Bilie-By-Nze conclut par un appel passionné aux Gabonais : «Notre pays n’est pas condamné à la médiocrité. Notre pays n’est pas condamné à la désespérance. Notre pays mérite mieux que ce qu’il se fait aujourd’hui.» Il dénonce le climat de peur que ferait régner le régime actuel : «Aujourd’hui, on veut semer la peur. On veut dire aux Gabonais que tout est déjà joué, c’est déjà bouclé. Non, tout n’est pas déjà joué.»
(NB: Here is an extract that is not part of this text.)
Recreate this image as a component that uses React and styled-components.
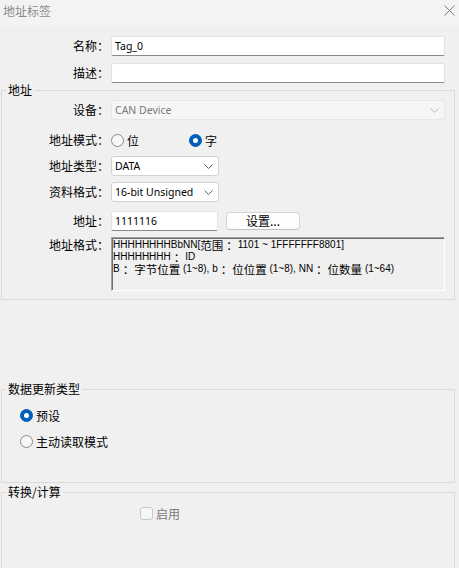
import React from 'react';
import styled, { createGlobalStyle } from 'styled-components';

const Global = createGlobalStyle`
  html, body { margin: 0; padding: 0; background: #f0f0f0; }
  body {
    font-family: "Noto Sans CJK SC", "Noto Sans", sans-serif;
    font-size: 12px;
    color: #000;
  }
  #root { width: 459px; height: 568px; overflow: hidden; }
`;

const Window = styled.div`
  width: 459px;
  height: 568px;
  display: flex;
  flex-direction: column;
  background: #f0f0f0;
  overflow: hidden;
`;

const TitleBar = styled.div`
  height: 26px;
  flex: none;
  display: flex;
  align-items: flex-start;
  justify-content: space-between;
  padding: 4px 4px 0 3px;
  box-sizing: border-box;
  background: #f3f3f3;
`;

const Title = styled.span`
  color: #8a8a8a;
  font-size: 12px;
  line-height: 14px;
`;

const CloseButton = styled.button`
  border: 0;
  background: transparent;
  padding: 0;
  margin-top: 1px;
  width: 11px;
  height: 11px;
  display: flex;
`;

const Body = styled.div`
  flex: 1;
  display: flex;
  flex-direction: column;
  padding: 10px 4px 0 1px;
`;

const Row = styled.div`
  display: flex;
  align-items: ${p => (p.$top ? 'flex-start' : 'center')};
  min-height: 20px;
  margin-top: ${p => p.$mt || 0}px;
  padding-left: ${p => p.$indent || 0}px;
`;

const Label = styled.label`
  flex: none;
  width: ${p => p.$w}px;
  text-align: right;
  white-space: nowrap;
  line-height: ${p => p.$lh || 20}px;
  margin-right: 2px;
`;

const TextBox = styled.input`
  box-sizing: border-box;
  width: ${p => p.$w}px;
  height: 20px;
  margin: 0;
  padding: 0 3px;
  background: #fff;
  border: 1px solid #e3e3e3;
  border-bottom-color: #8a8a8a;
  border-radius: 2px;
  font-family: "Noto Sans", "Noto Sans CJK SC", sans-serif;
  font-size: 10.5px;
  color: #000;
  outline: none;
`;

const Select = styled.div`
  box-sizing: border-box;
  width: ${p => p.$w}px;
  height: 20px;
  display: flex;
  align-items: center;
  justify-content: space-between;
  padding: 0 5px 0 3px;
  background: ${p => (p.$disabled ? '#f6f6f6' : '#fff')};
  border: 1px solid ${p => (p.$disabled ? '#e6e6e6' : '#d2d2d2')};
  border-radius: 3px;
  font-family: "Noto Sans", "Noto Sans CJK SC", sans-serif;
  font-size: 10.5px;
  color: ${p => (p.$disabled ? '#7a7a7a' : '#000')};
`;

const Chevron = ({ color }) => (
  <svg width="9" height="5" viewBox="0 0 9 5">
    <path d="M0.5 0.5 L4.5 4.5 L8.5 0.5" fill="none" stroke={color} strokeWidth="1" />
  </svg>
);

const Button = styled.button`
  box-sizing: border-box;
  width: 74px;
  height: 18px;
  margin: 0 0 0 8px;
  padding: 0;
  background: #fdfdfd;
  border: 1px solid #d4d4d4;
  border-bottom-color: #c2c2c2;
  border-radius: 4px;
  font-family: "Noto Sans CJK SC", sans-serif;
  font-size: 12px;
  line-height: 16px;
  color: #000;
`;

const Group = styled.fieldset`
  margin: ${p => p.$mt || 0}px 0 0 0;
  padding: ${p => p.$pad};
  border: 1px solid #dadada;
  min-width: 0;
  min-height: ${p => p.$minH || 0}px;
`;

const Legend = styled.legend`
  padding: 0 2px;
  margin-left: 4px;
  font-size: 12px;
  line-height: 14px;
`;

const RadioRow = styled.label`
  display: inline-flex;
  align-items: center;
  height: 20px;
  margin-left: ${p => p.$ml || 0}px;
  gap: 3px;
`;

const RadioDot = styled.span`
  box-sizing: border-box;
  width: 13px;
  height: 13px;
  border-radius: 50%;
  position: relative;
  background: ${p => (p.$on ? '#005fb8' : '#f7f7f7')};
  border: 1px solid ${p => (p.$on ? '#005fb8' : '#8a8a8a')};
  &::after {
    content: '';
    display: ${p => (p.$on ? 'block' : 'none')};
    position: absolute;
    left: 3px;
    top: 3px;
    width: 5px;
    height: 5px;
    border-radius: 50%;
    background: #fff;
  }
`;

const CheckRow = styled.label`
  display: inline-flex;
  align-items: center;
  height: 20px;
  margin-left: ${p => p.$ml || 0}px;
  gap: 3px;
  color: ${p => (p.$disabled ? '#7a7a7a' : '#000')};
`;

const CheckBox = styled.span`
  box-sizing: border-box;
  width: 13px;
  height: 13px;
  border-radius: 3px;
  background: #f7f7f7;
  border: 1px solid #c8c8c8;
`;

const FormatBox = styled.div`
  box-sizing: border-box;
  width: 335px;
  height: 54px;
  padding: 1px 0 0 1px;
  background: #f0f0f0;
  border-style: solid;
  border-width: 1px;
  border-color: #a0a0a0 #ffffff #ffffff #a0a0a0;
  box-shadow: inset 1px 1px 0 #6f6f6f;
  font-family: "Liberation Sans", "Noto Sans CJK SC", sans-serif;
  font-size: 10px;
  line-height: 12px;
  white-space: nowrap;
`;

const FormatLine = styled.div`
  height: 12px;
  line-height: 12px;
`;

/* Han runs in the hint box are set a size larger than the Latin text */
const Han = styled.span`
  display: inline-block;
  vertical-align: top;
  font-family: "Noto Sans CJK SC", sans-serif;
  font-size: 11.5px;
  line-height: 12px;
`;

/* full-width colon with a little air on its left */
const Colon = styled(Han)`
  padding-left: 3px;
`;

export default function App() {
  return (
    <Window>
      <Global />
      <TitleBar>
        <Title>地址标签</Title>
        <CloseButton aria-label="关闭">
          <svg width="11" height="11" viewBox="0 0 11 11">
            <path d="M0.5 0.5 L10.5 10.5 M10.5 0.5 L0.5 10.5" stroke="#7a7a7a" strokeWidth="1" />
          </svg>
        </CloseButton>
      </TitleBar>

      <Body>
        <Row>
          <Label $w={108}>名称：</Label>
          <TextBox $w={334} defaultValue="Tag_0" readOnly />
        </Row>
        <Row $mt={7}>
          <Label $w={108}>描述：</Label>
          <TextBox $w={334} defaultValue="" readOnly />
        </Row>

        <Group $pad="3px 9px 8px 0">
          <Legend>地址</Legend>
          <Row>
            <Label $w={107}>设备：</Label>
            <Select $w={334} $disabled>
              <span>CAN Device</span>
              <Chevron color="#b5b5b5" />
            </Select>
          </Row>
          <Row $mt={10}>
            <Label $w={107}>地址模式：</Label>
            <RadioRow>
              <RadioDot />
              <span>位</span>
            </RadioRow>
            <RadioRow $ml={50}>
              <RadioDot $on />
              <span>字</span>
            </RadioRow>
          </Row>
          <Row $mt={6}>
            <Label $w={107}>地址类型：</Label>
            <Select $w={108}>
              <span>DATA</span>
              <Chevron color="#606060" />
            </Select>
          </Row>
          <Row $mt={6}>
            <Label $w={107}>资料格式：</Label>
            <Select $w={108}>
              <span>16-bit Unsigned</span>
              <Chevron color="#606060" />
            </Select>
          </Row>
          <Row $mt={9}>
            <Label $w={107}>地址：</Label>
            <TextBox $w={107} defaultValue="1111116" readOnly />
            <Button>设置...</Button>
          </Row>
          <Row $top $mt={6}>
            <Label $w={107} $lh={16}>地址格式：</Label>
            <FormatBox>
              <FormatLine>
                HHHHHHHHBbNN[<Han>范围</Han><Colon>：</Colon>1101 ~ 1FFFFFFF8801]
              </FormatLine>
              <FormatLine>
                HHHHHHHH<Colon>：</Colon>ID
              </FormatLine>
              <FormatLine>
                B<Colon>：</Colon><Han>字节位置</Han> (1~8), b<Colon>：</Colon><Han>位位置</Han> (1~8), NN<Colon>：</Colon><Han>位数量</Han> (1~64)
              </FormatLine>
            </FormatBox>
          </Row>
        </Group>

        <Group $mt={82} $pad="9px 0 31px 0">
          <Legend>数据更新类型</Legend>
          <Row $indent={18}>
            <RadioRow>
              <RadioDot $on />
              <span>预设</span>
            </RadioRow>
          </Row>
          <Row $mt={6} $indent={18}>
            <RadioRow>
              <RadioDot />
              <span>主动读取模式</span>
            </RadioRow>
          </Row>
        </Group>

        <Group $mt={2} $pad="4px 0 0 0" $minH={140}>
          <Legend>转换/计算</Legend>
          <Row>
            <CheckRow $ml={138} $disabled>
              <CheckBox />
              <span>启用</span>
            </CheckRow>
          </Row>
        </Group>
      </Body>
    </Window>
  );
}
Sa conclusion résume sa vision : «Il faut aller faire le bon choix, le choix de la rupture, le choix de la nouvelle espérance. C’est le choix que je porte. Pas moi, le choix que nous devons tous porter, parce que, hélas, la démocratie est en danger

À moins de deux mois de l’élection présidentielle, cet entretien révèle un Alain-Claude Bilie-By-Nze déterminé à convaincre les Gabonais qu’il incarne la véritable rupture, malgré son passé au sein du régime Bongo. Face au général Oligui Nguema qu’il accuse de perpétuer le système, l’ancien Premier ministre tente de se positionner comme le seul rempart démocratique crédible. Le 12 avril prochain, les urnes diront si les Gabonais sont prêts à tourner la page tant du régime Bongo que de la parenthèse militaire, pour embrasser ce que Bilie-By-Nze appelle une «nouvelle espérance».